Waterland – Graham Swift
A book that has been around and floating on the periphery of my awareness for may years. Surely I must have read that by now, at some point and maybe had forgotten I had done so? Set in the unsettling flat landscape of the black fenlands beyond Wisbech, it is a haunting novel of alienation and how the past and present intertwine every bit as much as do the land and the water.
Recommended – Three Books that you really need to read
Raising Hare – Chloe Dalton
A surprising book that yielded up far more than I expected, even if I didn’t get the pun until weeks after I had finished it. A delightful book.

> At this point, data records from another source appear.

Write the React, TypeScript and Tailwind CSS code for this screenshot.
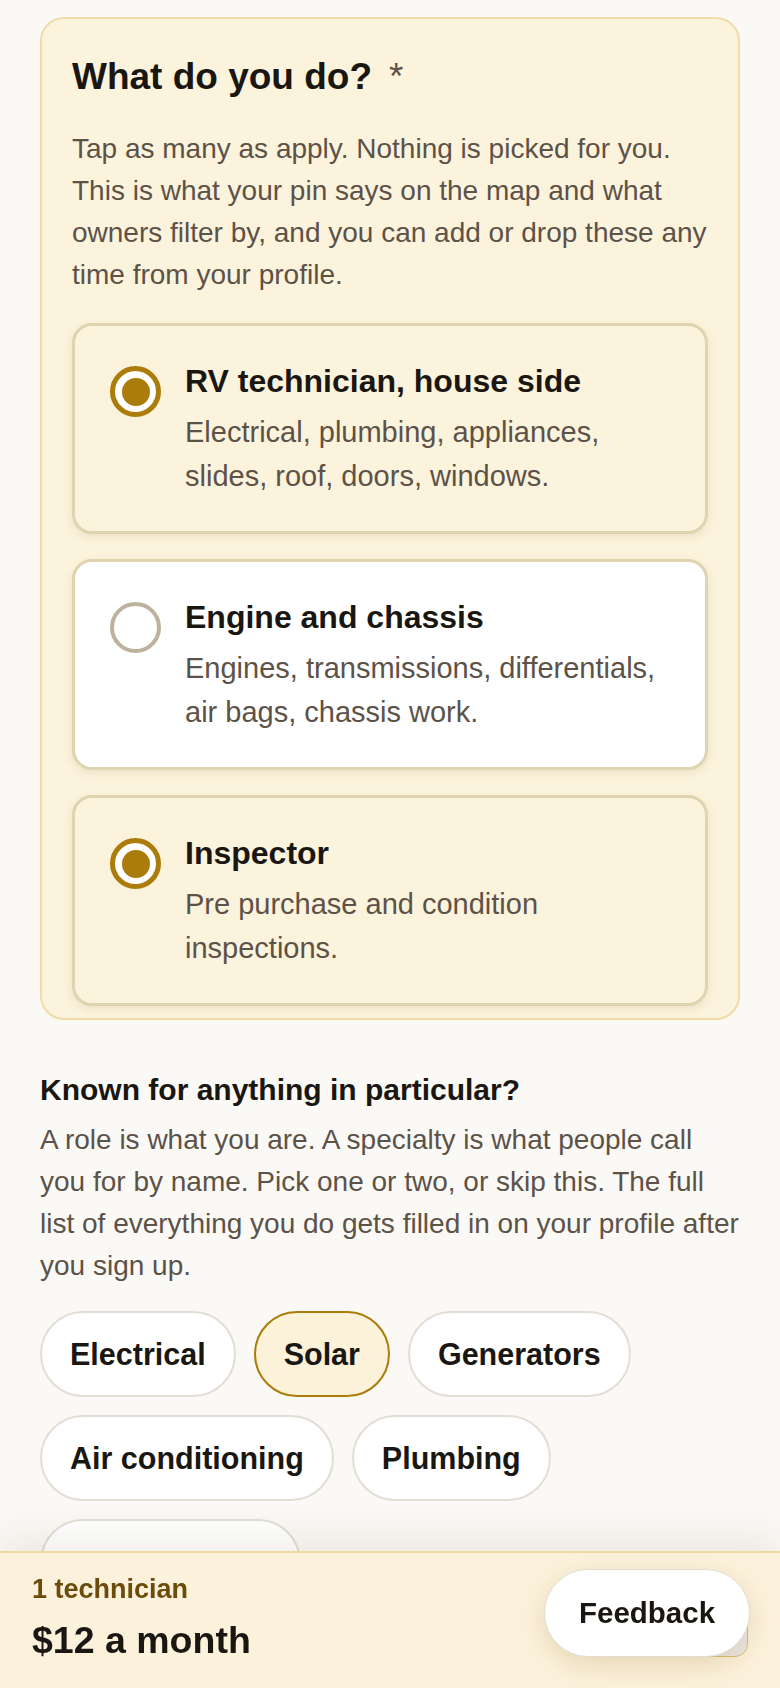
import { useState } from "react"

const roles = [
  {
    id: "house",
    title: "RV technician, house side",
    desc: "Electrical, plumbing, appliances, slides, roof, doors, windows.",
  },
  {
    id: "chassis",
    title: "Engine and chassis",
    desc: "Engines, transmissions, differentials, air bags, chassis work.",
  },
  {
    id: "inspector",
    title: "Inspector",
    desc: "Pre purchase and condition inspections.",
  },
]

const specialties = ["Electrical", "Solar", "Generators", "Air conditioning", "Plumbing"]

function Radio({ checked }: { checked: boolean }) {
  if (checked) {
    return (
      <span className="mt-[5px] flex h-[51px] w-[51px] shrink-0 items-center justify-center rounded-full border-[5px] border-[#ab7b0b] bg-white">
        <span className="h-[28px] w-[28px] rounded-full bg-[#ab7b0b]" />
      </span>
    )
  }
  return <span className="mt-[5px] h-[51px] w-[51px] shrink-0 rounded-full border-[4px] border-[#bdb29c] bg-white" />
}

export default function App() {
  const [picked, setPicked] = useState<string[]>(["house", "inspector"])
  const [special, setSpecial] = useState<string[]>(["Solar"])

  const toggle = (id: string) =>
    setPicked((p) => (p.includes(id) ? p.filter((x) => x !== id) : [...p, id]))
  const toggleSpecial = (s: string) =>
    setSpecial((p) => (p.includes(s) ? p.filter((x) => x !== s) : [...p, s]))

  return (
    <div className="min-h-screen bg-[#faf9f5] font-['Liberation_Sans',Arial,sans-serif] text-[#1a1712]">
      <div className="px-[40px] pt-[17px] pb-[90px]">
        {/* roles card */}
        <section className="rounded-[24px] border-2 border-[#efdca6] bg-[#fcf3dd] px-[30px] pt-[36px] pb-[12px]">
          <h1 className="text-[37px] font-bold leading-[1.2]">
            What do you do?
            <span className="ml-[17px] font-normal text-[#5c5248]">*</span>
          </h1>
          <p className="mt-[29px] text-[28px] leading-[1.5] text-[#5c5248]">
            Tap as many as apply. Nothing is picked for you. This is what your pin says on the map and what owners
            filter by, and you can add or drop these any time from your profile.
          </p>

          <div className="mt-[27px] flex flex-col gap-[25px]">
            {roles.map((r) => {
              const on = picked.includes(r.id)
              return (
                <button
                  key={r.id}
                  type="button"
                  onClick={() => toggle(r.id)}
                  className={`flex items-start gap-[24px] rounded-[20px] border-[3px] border-[#e0d3b0] pl-[35px] pr-[30px] pt-[35px] pb-[33px] text-left shadow-[0_3px_8px_rgba(120,90,30,0.12)] ${
                    on ? "bg-[#fcf3dd]" : "bg-white"
                  }`}
                >
                  <Radio checked={on} />
                  <div className="min-w-0 flex-1">
                    <div className="text-[32px] font-bold leading-[1.25]">{r.title}</div>
                    <div className="mt-[10px] text-[29px] leading-[1.5] text-[#5c5248]">{r.desc}</div>
                  </div>
                </button>
              )
            })}
          </div>
        </section>

        {/* specialties */}
        <section className="mt-[50px]">
          <h2 className="text-[30px] font-bold leading-[1.3]">Known for anything in particular?</h2>
          <p className="mt-[10px] text-[28px] leading-[1.5] text-[#5c5248]">
            A role is what you are. A specialty is what people call you for by name. Pick one or two, or skip this.
            The full list of everything you do gets filled in on your profile after you sign up.
          </p>
          <div className="mt-[24px] flex flex-wrap gap-[18px]">
            {specialties.map((s) => {
              const on = special.includes(s)
              return (
                <button
                  key={s}
                  type="button"
                  onClick={() => toggleSpecial(s)}
                  className={`h-[86px] rounded-full border-2 px-[28px] text-[30.5px] font-bold leading-[1.2] ${
                    on ? "border-[#ab7b0b] bg-[#fcf1d9]" : "border-[#e3ded5] bg-white"
                  }`}
                >
                  {s}
                </button>
              )
            })}
            {/* next chip, its label sits under the price bar */}
            <button
              type="button"
              aria-label="More specialties"
              className="h-[86px] w-[261px] rounded-full border-2 border-[#e3ded5] bg-white"
            />
          </div>
        </section>
      </div>

      {/* sticky price bar */}
      <div className="fixed inset-x-0 bottom-0 flex items-end justify-between border-t-2 border-[#efd9a0] bg-[#fcf2dc] px-[32px] pt-[19px] pb-[25px] shadow-[0_-14px_36px_rgba(70,50,10,0.08)]">
        <div>
          <div className="text-[27px] font-bold leading-[1.3] text-[#6b4c0a]">1 technician</div>
          <div className="mt-[11px] text-[37.5px] font-bold leading-[1.2]">$12 a month</div>
        </div>
        <button
          type="button"
          disabled
          aria-label="Continue"
          className="mb-[6px] h-[56px] w-[170px] rounded-[13px] border-[1.5px] border-[#d9bf78] bg-[#ebe9e6]"
        />
      </div>

      <button
        type="button"
        className="fixed right-[30px] bottom-[31px] flex h-[88px] w-[206px] items-center justify-center rounded-full border-[1.5px] border-[#e2ddd3] bg-white text-[29.5px] font-bold shadow-[0_8px_28px_rgba(140,100,20,0.2)]"
      >
        Feedback
      </button>
    </div>
  )
}
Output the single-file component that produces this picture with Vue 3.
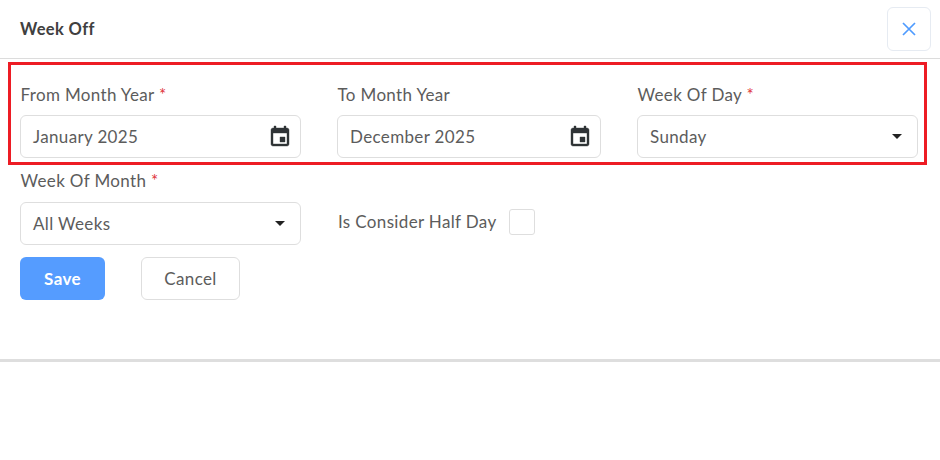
<template>
  <div class="dialog">
    <header class="dialog-head">
      <h2 class="dialog-title">Week Off</h2>
      <button class="close-btn" type="button" aria-label="Close">
        <svg width="16" height="16" viewBox="0 0 16 16">
          <path d="M2 2 14 14M14 2 2 14" stroke="#4f9bff" stroke-width="1.7" fill="none" />
        </svg>
      </button>
    </header>

    <section class="highlight">
      <div class="field">
        <label class="field-label">From Month Year <span class="req">*</span></label>
        <div class="input-box">
          <span>January 2025</span>
          <svg class="cal" width="24" height="24" viewBox="0 0 24 24">
            <path :d="calendarPath" fill="#2f3336" stroke="#2f3336" stroke-width="0.4" />
          </svg>
        </div>
      </div>
      <div class="field">
        <label class="field-label">To Month Year</label>
        <div class="input-box">
          <span>December 2025</span>
          <svg class="cal" width="24" height="24" viewBox="0 0 24 24">
            <path :d="calendarPath" fill="#2f3336" stroke="#2f3336" stroke-width="0.4" />
          </svg>
        </div>
      </div>
      <div class="field">
        <label class="field-label">Week Of Day <span class="req">*</span></label>
        <div class="input-box">
          <span>Sunday</span>
          <i class="caret"></i>
        </div>
      </div>
    </section>

    <section class="second-row">
      <div class="field">
        <label class="field-label">Week Of Month <span class="req">*</span></label>
        <div class="input-box">
          <span>All Weeks</span>
          <i class="caret"></i>
        </div>
      </div>
      <div class="check-field">
        <span class="check-label">Is Consider Half Day</span>
        <span class="check-box"></span>
      </div>
    </section>

    <div class="actions">
      <button class="btn btn-save" type="button">Save</button>
      <button class="btn btn-cancel" type="button">Cancel</button>
    </div>
  </div>
</template>

<script setup>
// material "event" icon
const calendarPath = 'M17 12h-5v5h5v-5zM16 1v2H8V1H6v2H5c-1.11 0-1.99.9-1.99 2L3 19c0 1.1.89 2 2 2h14c1.1 0 2-.9 2-2V5c0-1.1-.9-2-2-2h-1V1h-2zm3 18H5V8h14v11z'
</script>

<style>
body {
  background: #fff;
}
</style>

<style scoped>
.dialog {
  width: 940px;
  height: 362px;
  box-sizing: border-box;
  border-bottom: 3px solid #dedede;
  font-family: "Lato", "Noto Sans", sans-serif;
  color: #5a5a5a;
  background: #fff;
  letter-spacing: 0.35px;
}

.dialog-head {
  height: 59px;
  box-sizing: border-box;
  border-bottom: 1px solid #dcdcdc;
  display: flex;
  align-items: center;
  justify-content: space-between;
  padding: 0 9px 1px 20px;
}
.dialog-title {
  margin: 0;
  font-size: 16.5px;
  font-weight: 700;
  color: #404040;
}
.close-btn {
  width: 44px;
  height: 44px;
  display: flex;
  align-items: center;
  justify-content: center;
  padding: 0;
  background: #fff;
  border: 1px solid #e6ebf2;
  border-radius: 6px;
}

.highlight {
  margin: 3px 0 0 8px;
  width: 919px;
  height: 103px;
  box-sizing: border-box;
  border: 3px solid #ed1c24;
  padding: 0 0 0 9px;
  display: grid;
  grid-template-columns: 281px 264px 281px;
  column-gap: 36px;
}
.highlight .field {
  padding-top: 19px;
}
.highlight .field-label {
  margin-bottom: 10px;
}

.field-label {
  display: block;
  height: 21px;
  line-height: 21px;
  margin-bottom: 11px;
  padding-left: 0.5px;
  font-size: 17px;
  color: #5c5c5c;
}
.req {
  color: #e0353b;
}

.input-box {
  height: 43px;
  box-sizing: border-box;
  border: 1px solid #dedede;
  border-radius: 6px;
  display: flex;
  align-items: center;
  justify-content: space-between;
  padding: 0 8px 0 12px;
  font-size: 17px;
  color: #5c5c5c;
  background: #fff;
}
.cal {
  flex: none;
}
.caret {
  width: 0;
  height: 0;
  margin-right: 7px;
  border-left: 5px solid transparent;
  border-right: 5px solid transparent;
  border-top: 5px solid #222;
}

.second-row {
  margin: 5px 0 0 20px;
  display: grid;
  grid-template-columns: 281px auto;
  column-gap: 36px;
}
.check-field {
  display: flex;
  align-items: center;
  gap: 12px;
  padding: 30px 0 0 1px;
  height: 43px;
}
.check-label {
  font-size: 17px;
  color: #5c5c5c;
}
.check-box {
  width: 26px;
  height: 26px;
  box-sizing: border-box;
  border: 1px solid #dedede;
  border-radius: 3px;
}

.actions {
  margin: 12px 0 0 20px;
  display: flex;
  gap: 36px;
}
.btn {
  height: 43px;
  border-radius: 6px;
  font-family: inherit;
  font-size: 17px;
  letter-spacing: 0.35px;
  padding: 0;
}
.btn-save {
  width: 85px;
  border: none;
  background: #559cff;
  color: #fff;
  font-weight: 700;
}
.btn-cancel {
  width: 99px;
  border: 1px solid #dedede;
  background: #fff;
  color: #5c5c5c;
}
</style>
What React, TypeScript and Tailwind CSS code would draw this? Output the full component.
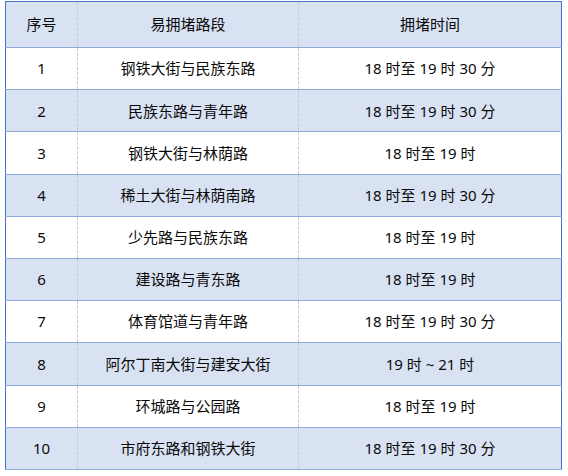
const rows: [string, string, string][] = [
  ["1", "钢铁大街与民族东路", "18 时至 19 时 30 分"],
  ["2", "民族东路与青年路", "18 时至 19 时 30 分"],
  ["3", "钢铁大街与林荫路", "18 时至 19 时"],
  ["4", "稀土大街与林荫南路", "18 时至 19 时 30 分"],
  ["5", "少先路与民族东路", "18 时至 19 时"],
  ["6", "建设路与青东路", "18 时至 19 时"],
  ["7", "体育馆道与青年路", "18 时至 19 时 30 分"],
  ["8", "阿尔丁南大街与建安大街", "19 时 ~ 21 时"],
  ["9", "环城路与公园路", "18 时至 19 时"],
  ["10", "市府东路和钢铁大街", "18 时至 19 时 30 分"],
];

export default function App() {
  return (
    <div className="w-[568px] h-[476px] bg-white pt-px pl-[5px]">
      <table
        className="w-[557px] border-collapse border border-[#4472c4] text-[15px] text-[#0a0a0a] table-fixed"
        style={{ fontFamily: '"Noto Sans", "Noto Sans CJK SC", sans-serif' }}
      >
        <colgroup>
          <col className="w-[72px]" />
          <col className="w-[221px]" />
          <col />
        </colgroup>
        <thead>
          <tr className="h-[46px] bg-[#d9e2f3] border-b border-[#8eaadb]">
            <th className="font-normal text-center border-r border-dashed border-r-[#c8c8c8]">序号</th>
            <th className="font-normal text-center border-r border-dashed border-r-[#c8c8c8]">易拥堵路段</th>
            <th className="font-normal text-center">拥堵时间</th>
          </tr>
        </thead>
        <tbody>
          {rows.map(([n, road, time], i) => (
            <tr
              key={n}
              className={`h-[42.2px] border-b border-[#8eaadb] ${i % 2 === 1 ? "bg-[#d9e2f3]" : "bg-white"}`}
            >
              <td className="text-center border-r border-dashed border-r-[#c8c8c8]">{n}</td>
              <td className="text-center border-r border-dashed border-r-[#c8c8c8]">{road}</td>
              <td className="text-center">{time}</td>
            </tr>
          ))}
        </tbody>
      </table>
    </div>
  );
}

Ghostland: In search of a haunted Country – Edward Parnell
A part-memoir, part travelogue, part exploration of that which haunts us culturally with references to L P Hartley, Walter de la Mare, Alan Garner, Green Knowe, Penda’s Fen and The Wicker Man – this book could have been written for me.
James – Perceval Everett
Late to the party as ever, the book that people had been raving about – the story of Jim from Mark Twain’s Huckleberry Finn told in the first person by the slave, Jim or James as he calls himself. It begins as a humorous, picaresque novel in the manner of Huckleberry Finn , and remains so in most of the parts where Huck’s story and James’ story intertwine but in the final section of the books things take a more serious turn.
Avoid
The Man in the Iron Mask – Alexandre Dumas
I had been watching the highly entertaining and salacious TV series about the Sun King, Louis XIV – “Versailles” and this prompted me to seek out the final book in Dumas’ sequence of novels about the Kings Musketeers. I had seen films about The Man in the Iron Mask – most memorably the 1998 film with Leonardo di Caprio, which is great fun and bears almost no relation to the book whatsoever. If you have seen the film and then go to read the book you will be disappointed. Even if you haven’t seen the film and just read the book you will be disappointed. A rambling romantic fantasy of a book that soon looses sight of the mystery of the man in the iron mask and is more concerned in wrapping everything up that took place in the previous two books.
Reread
Adam Bede – George Eliot
A book that failed to yield up it secrets at first read and one that will, I feel, expand on further reading. There are at least four or five main characters at least as important as the eponymous hero – do not expect a David Copperfield or Nicholas Nickleby type of book. Indeed this book is more about the rural community of Hayslope than it is about the life of the titled character – which is unsettling if you are expecting and biographical type of novel. Perhaps I should have read the editor’s introduction first rather than afterwards – I was concerned about spoilers. I did not engage so much with this book as I did with her other books, but as always with George Eliot’s books you are left with much to ponder over. This is definitely a book I want to read again.